The parts of speech(品詞分類) of Japanese is so different from English that finding out new words needs different algorithms, or a kind of morphological analysis. I think that perfect automatic translation is not possible at the present level of development of machine translation technologies. If that is the case, inserting spaces “automatically” into Japanese sentences cannot be perfect.

Cantotango, I am not trying to talk down to anyone. But why do they redesign the system and do not think about giving us options? So here we have to have some debate on whether spacing is good or not for Japanese and Chinese instead of each of us able to set an option in preferences. Look, there is no preference panel even. So either I am being ignored or brushed aside.

I may be a free member now, but I have been a paying member in the past. Yes, I paid for a beta system while you pay for a working one. You are able to recommend LingQ to all your friends because they all study English, but how can I recommend LingQ to those who study Japanese or Chinese? If the system does not come out of beta, then the Japanese and Chinese learners will not increase. I would really like to recommend LingQ to everyone.

Cakypa wants to turn off the spaces too. Every serious learner would. LingQ could be great for counting your known words and practicing reading. But it does not count correctly and reading the text with spaces, especially misplaced spaces, is off putting.

YutakaM, this is not about machine translation. Nothing is being translated.

Obviously, a certain amount of specific coding or processing has to be done for Japanese and Chinese in order to insert spaces into the text. The other languages don’t need it. But it has been accepted that Japanese and Chinese will need this. So why not add the complete coding to give Japanese and Chinese languages the special treatment they need?

A solution will eventually be derived, so let’s get on with it and commit to having the best system we can.

Keith the Great has spoken.

Keith,

I can assure that we have many issues in front of us which prevent us, with our limited resources, from doing better for Japanese and Chinese at the present time. Your frustration, and that of others, is noted.

I still feel that the Japanese and Chinese are better than they were.

@Keith

You imply that everyone who is learning Chinese or Japanese and does not agree with you is not a serious learner. I disagree with you.

I am a ‘serious learner’ of Chinese and I personally much appreciate the efforts of Steve, Mark, and the rest of the LingQ team to make the recent improvements to the system given the resources available to them, and the fact that, whether you like it or not, LingQ is unique in the functionalities it gives you to learn with, and that deserves a certain amount of respect.

Yes, the parsing of words does not always work correctly, but that’s part of the ‘osäkerhet’ of the learning experience as Steve describes it and also part of the discovery of the language.

A new learner of the language will not care about your pedantic fine attention to detail, he or she is just looking to soak up as much of the language as possible.

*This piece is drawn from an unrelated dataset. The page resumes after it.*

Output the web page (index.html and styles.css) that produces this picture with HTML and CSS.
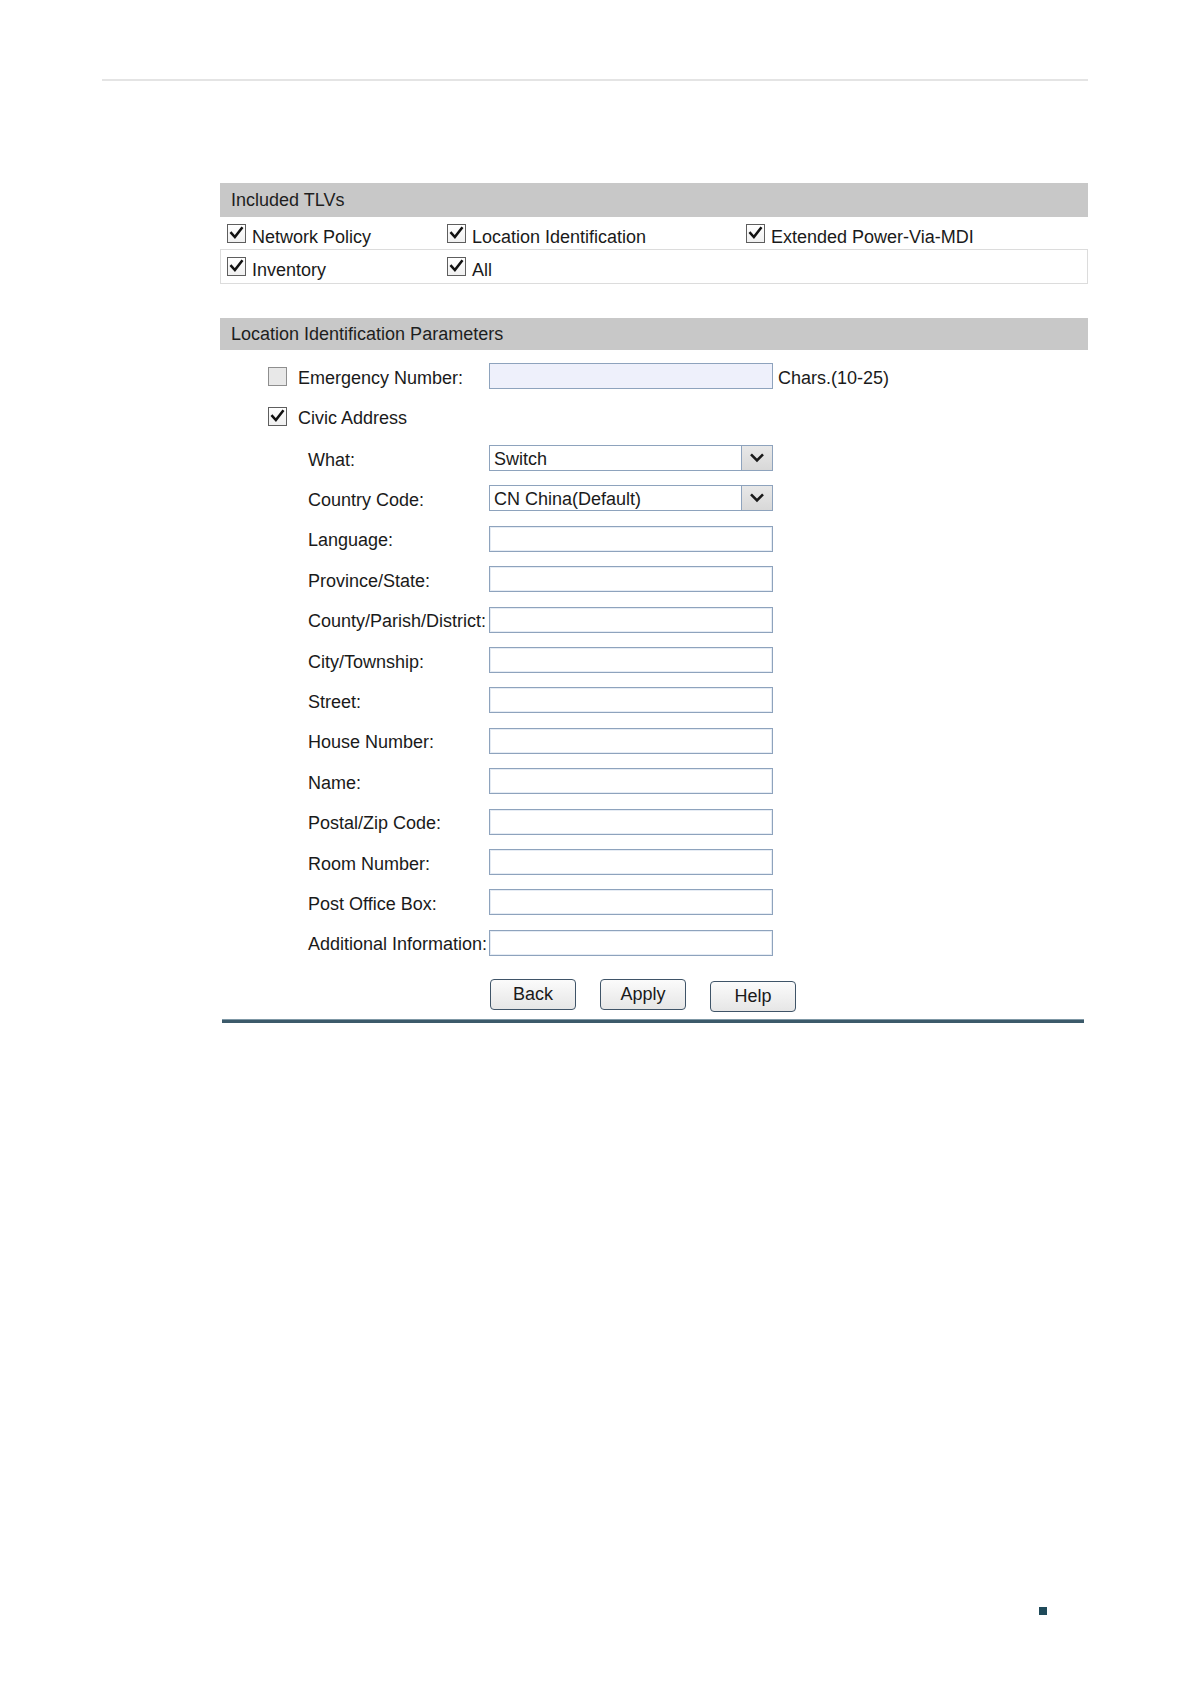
FILE: index.html
```html
<!DOCTYPE html>
<html lang="en">
<head>
<meta charset="utf-8">
<title>Location Identification Parameters</title>
<link rel="stylesheet" href="styles.css">
</head>
<body>
<div class="page">
  <div class="topline"></div>

  <div class="panel">
    <div class="sec-head">Included TLVs</div>
    <div class="tlv-row first">
      <label class="cell"><span class="cb checked"><svg viewBox="0 0 18 18"><path d="M3.5 8.5 L7.3 12.8 L14.5 3.5"/></svg></span><span class="txt">Network Policy</span></label>
      <label class="cell"><span class="cb checked"><svg viewBox="0 0 18 18"><path d="M3.5 8.5 L7.3 12.8 L14.5 3.5"/></svg></span><span class="txt">Location Identification</span></label>
      <label class="cell"><span class="cb checked"><svg viewBox="0 0 18 18"><path d="M3.5 8.5 L7.3 12.8 L14.5 3.5"/></svg></span><span class="txt">Extended Power-Via-MDI</span></label>
    </div>
    <div class="tlv-row second">
      <label class="cell"><span class="cb checked"><svg viewBox="0 0 18 18"><path d="M3.5 8.5 L7.3 12.8 L14.5 3.5"/></svg></span><span class="txt">Inventory</span></label>
      <label class="cell"><span class="cb checked"><svg viewBox="0 0 18 18"><path d="M3.5 8.5 L7.3 12.8 L14.5 3.5"/></svg></span><span class="txt">All</span></label>
    </div>

    <div class="sec-head second-head">Location Identification Parameters</div>

    <div class="params">
      <div class="opt-row">
        <span class="cb unchecked"></span>
        <span class="opt-label txt">Emergency Number:</span>
        <span class="field disabled"></span>
        <span class="hint txt">Chars.(10-25)</span>
      </div>
      <div class="opt-row civic">
        <span class="cb checked"><svg viewBox="0 0 18 18"><path d="M3.5 8.5 L7.3 12.8 L14.5 3.5"/></svg></span>
        <span class="opt-label txt">Civic Address</span>
      </div>

      <div class="fields">
        <span class="f-label txt">What:</span>
        <span class="field select"><span class="sel-text">Switch</span><span class="sel-btn"><svg viewBox="0 0 30 26"><path d="M8.5 9 L15 15.5 L21.5 9"/></svg></span></span>

        <span class="f-label txt">Country Code:</span>
        <span class="field select"><span class="sel-text">CN China(Default)</span><span class="sel-btn"><svg viewBox="0 0 30 26"><path d="M8.5 9 L15 15.5 L21.5 9"/></svg></span></span>

        <span class="f-label txt">Language:</span><span class="field"></span>
        <span class="f-label txt">Province/State:</span><span class="field"></span>
        <span class="f-label txt">County/Parish/District:</span><span class="field"></span>
        <span class="f-label txt">City/Township:</span><span class="field"></span>
        <span class="f-label txt">Street:</span><span class="field"></span>
        <span class="f-label txt">House Number:</span><span class="field"></span>
        <span class="f-label txt">Name:</span><span class="field"></span>
        <span class="f-label txt">Postal/Zip Code:</span><span class="field"></span>
        <span class="f-label txt">Room Number:</span><span class="field"></span>
        <span class="f-label txt">Post Office Box:</span><span class="field"></span>
        <span class="f-label txt">Additional Information:</span><span class="field"></span>
      </div>

      <div class="buttons">
        <span class="btn">Back</span>
        <span class="btn">Apply</span>
        <span class="btn low">Help</span>
      </div>
    </div>

    <div class="bottomline"></div>
  </div>

  <div class="footer-mark"></div>
</div>
</body>
</html>
```

FILE: styles.css
```css
html, body {
  margin: 0;
  padding: 0;
  background: #ffffff;
}

body {
  font-family: "Liberation Sans", Arial, sans-serif;
  font-size: 18px;
  color: #1a1a1a;
}

.page {
  width: 1191px;
  height: 1684px;
  padding-top: 79px;
  box-sizing: border-box;
  overflow: hidden;
}

.topline {
  margin-left: 102px;
  width: 986px;
  height: 2px;
  background: #e4e4e4;
}

.panel {
  margin: 102px 0 0 220px;
  width: 868px;
}

.sec-head {
  height: 34px;
  line-height: 34px;
  padding-left: 11px;
  background: #c8c8c8;
  color: #1e1e1e;
}

.second-head {
  margin-top: 34px;
  height: 32px;
  line-height: 32px;
}

.tlv-row {
  display: grid;
  grid-template-columns: 220px 299px 1fr;
  height: 33px;
  padding-left: 7px;
  box-sizing: border-box;
  border-bottom: 1px solid #dcdcdc;
}

.tlv-row.second {
  height: 34px;
  border-left: 1px solid #dcdcdc;
  border-right: 1px solid #dcdcdc;
  padding-left: 6px;
}

.cell {
  display: flex;
  align-items: center;
  gap: 6px;
}

.txt {
  position: relative;
  top: 2px;
  white-space: nowrap;
}

.cell .txt {
  top: 4px;
}

.cb {
  width: 19px;
  height: 19px;
  box-sizing: border-box;
  flex: none;
  display: inline-flex;
  border: 1px solid #5e5e5e;
  background: linear-gradient(#ffffff, #f0f0f0);
}

.cb svg {
  width: 17px;
  height: 17px;
}

.cb svg path {
  fill: none;
  stroke: #111111;
  stroke-width: 2.7;
  stroke-linecap: square;
  stroke-linejoin: miter;
}

.cb.unchecked {
  border-color: #8e8e8e;
  background: #e8e8e8;
}

.params {
  padding-left: 48px;
}

.opt-row {
  display: flex;
  align-items: center;
  height: 26px;
  margin-top: 13px;
}

.opt-row.civic {
  margin-top: 14px;
}

.opt-label {
  width: 202px;
  padding-left: 11px;
  box-sizing: border-box;
}

.hint {
  margin-left: 5px;
}

.field {
  display: flex;
  width: 284px;
  height: 26px;
  box-sizing: border-box;
  border: 1px solid #8ea3bd;
  background: #ffffff;
  box-shadow: inset 0 0 0 1px #e6ecf4;
}

.field.disabled {
  background: #eef0fb;
  box-shadow: none;
}

.fields {
  display: grid;
  grid-template-columns: 181px 284px;
  grid-auto-rows: 26px;
  row-gap: 14.42px;
  margin-top: 16px;
  margin-left: 40px;
  align-items: center;
}

.f-label {
  white-space: nowrap;
}

.field.select {
  align-items: stretch;
  box-shadow: none;
}

.sel-text {
  flex: 1;
  padding-left: 4px;
  line-height: 24px;
  position: relative;
  top: 1px;
}

.sel-btn {
  width: 30px;
  flex: none;
  background: linear-gradient(#e8e8e8, #d8d8d8);
  border-left: 1px solid #8ea3bd;
  display: flex;
}

.sel-btn svg {
  width: 30px;
  height: 24px;
}

.sel-btn svg path {
  fill: none;
  stroke: #1a1a1a;
  stroke-width: 2.8;
}

.buttons {
  display: flex;
  gap: 24px;
  margin-top: 23px;
  margin-left: 222px;
  align-items: flex-start;
}

.btn {
  width: 86px;
  height: 31px;
  box-sizing: border-box;
  border: 1px solid #3f5468;
  border-radius: 4px;
  background: linear-gradient(#fbfbfb, #e6e6e6);
  display: flex;
  align-items: center;
  justify-content: center;
  line-height: 1;
  color: #1a1a1a;
}

.btn.low {
  margin-top: 2px;
}

.bottomline {
  margin: 7px 0 0 2px;
  width: 862px;
  height: 3px;
  background: #3c5a6a;
  border-top: 1px solid #7f98a6;
}

.footer-mark {
  margin: 584px 0 0 1039px;
  width: 8px;
  height: 8px;
  background: #1f4a5a;
}
```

I just went and used the Japanese. I find it acceptable.

Keith, you have to realize that our revenue stream does not come close to covering our expenses. Our efforts and programming time are now going to be increasingly devoted to things that will attract more members, overall, not to fixing things that annoy power users of specific languages.

We have no choice.

Re: Word splitting algorithm for Chinese

I programmed on my site (sorry in German) an annotator ( see Täglich Chinesisch | Annotator | taeglich.chinesisch-trainer.de ), that works very simple against a dictionary:
(1) take the first 10 characters and search the dictionary for such a word, if found, go on with the characters after that word
(2) if not found: take the first 9 characters and search the dictionary for such a word, if found, go on @ (1)
(3) if not found: take the first 8 characters and search the dictionary for such a word, if found, go on @ (1)

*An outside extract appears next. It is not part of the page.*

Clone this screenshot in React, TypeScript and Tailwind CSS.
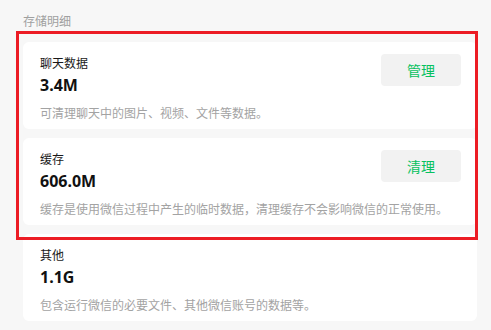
import React from 'react';

interface StorageItem {
  title: string;
  size: string;
  desc: string;
  action?: string;
}

const items: StorageItem[] = [
  { title: '聊天数据', size: '3.4M', desc: '可清理聊天中的图片、视频、文件等数据。', action: '管理' },
  { title: '缓存', size: '606.0M', desc: '缓存是使用微信过程中产生的临时数据，清理缓存不会影响微信的正常使用。', action: '清理' },
  { title: '其他', size: '1.1G', desc: '包含运行微信的必要文件、其他微信账号的数据等。' },
];

const font = { fontFamily: '"Noto Sans", "Noto Sans CJK SC", sans-serif' };

const StorageCard: React.FC<{ item: StorageItem }> = ({ item }) => (
  <div className="rounded-[6px] bg-white pl-[17px] pr-[16px] pt-[12px] pb-[6px]">
    <div className="flex items-start justify-between">
      <div>
        <div className="text-[12px] leading-[20px] text-[#191919]">{item.title}</div>
        <div className="text-[16px] font-bold leading-[22px] text-[#111]">{item.size}</div>
      </div>
      {item.action && (
        <button className="flex h-[32px] w-[80px] items-center justify-center rounded-[4px] bg-[#f2f2f2] text-[14px] text-[#07c160]">
          {item.action}
        </button>
      )}
    </div>
    <div className="mt-[9px] whitespace-nowrap text-[12px] leading-[18px] text-[#a3a3a3]">{item.desc}</div>
  </div>
);

export default function App() {
  return (
    <div className="relative h-[330px] w-[491px] overflow-hidden bg-[#f7f7f7]" style={font}>
      <div className="ml-[23px] w-[454px] pt-[14px]">
        <div className="text-[12px] leading-[16px] text-[#a0a0a0]">存储明细</div>
        <div className="mt-[12px] flex flex-col gap-[9px]">
          {items.map((item) => (
            <StorageCard key={item.title} item={item} />
          ))}
        </div>
      </div>
      {/* annotation highlight */}
      <div className="pointer-events-none absolute left-[16px] top-[31px] h-[209px] w-[462px] border-[3px] border-[#ec1c24]" />
    </div>
  );
}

(10) if not found: take the first character and search the dictionary for such a character, if found, go on @ (1)
(11) nothing found in dictionary, just do as if found in step 10.
until end of text

This works OK in 98-99 % of all cases.
LingQ could do Chinese word detection this way with CEDICT.

Ah, YOU’RE the man behind Täglisch Chinesisch! I’ve been following that blog since somebody (Steve?) posted a link the other day. Thanks. Now, if there was a site where we could get translations into English…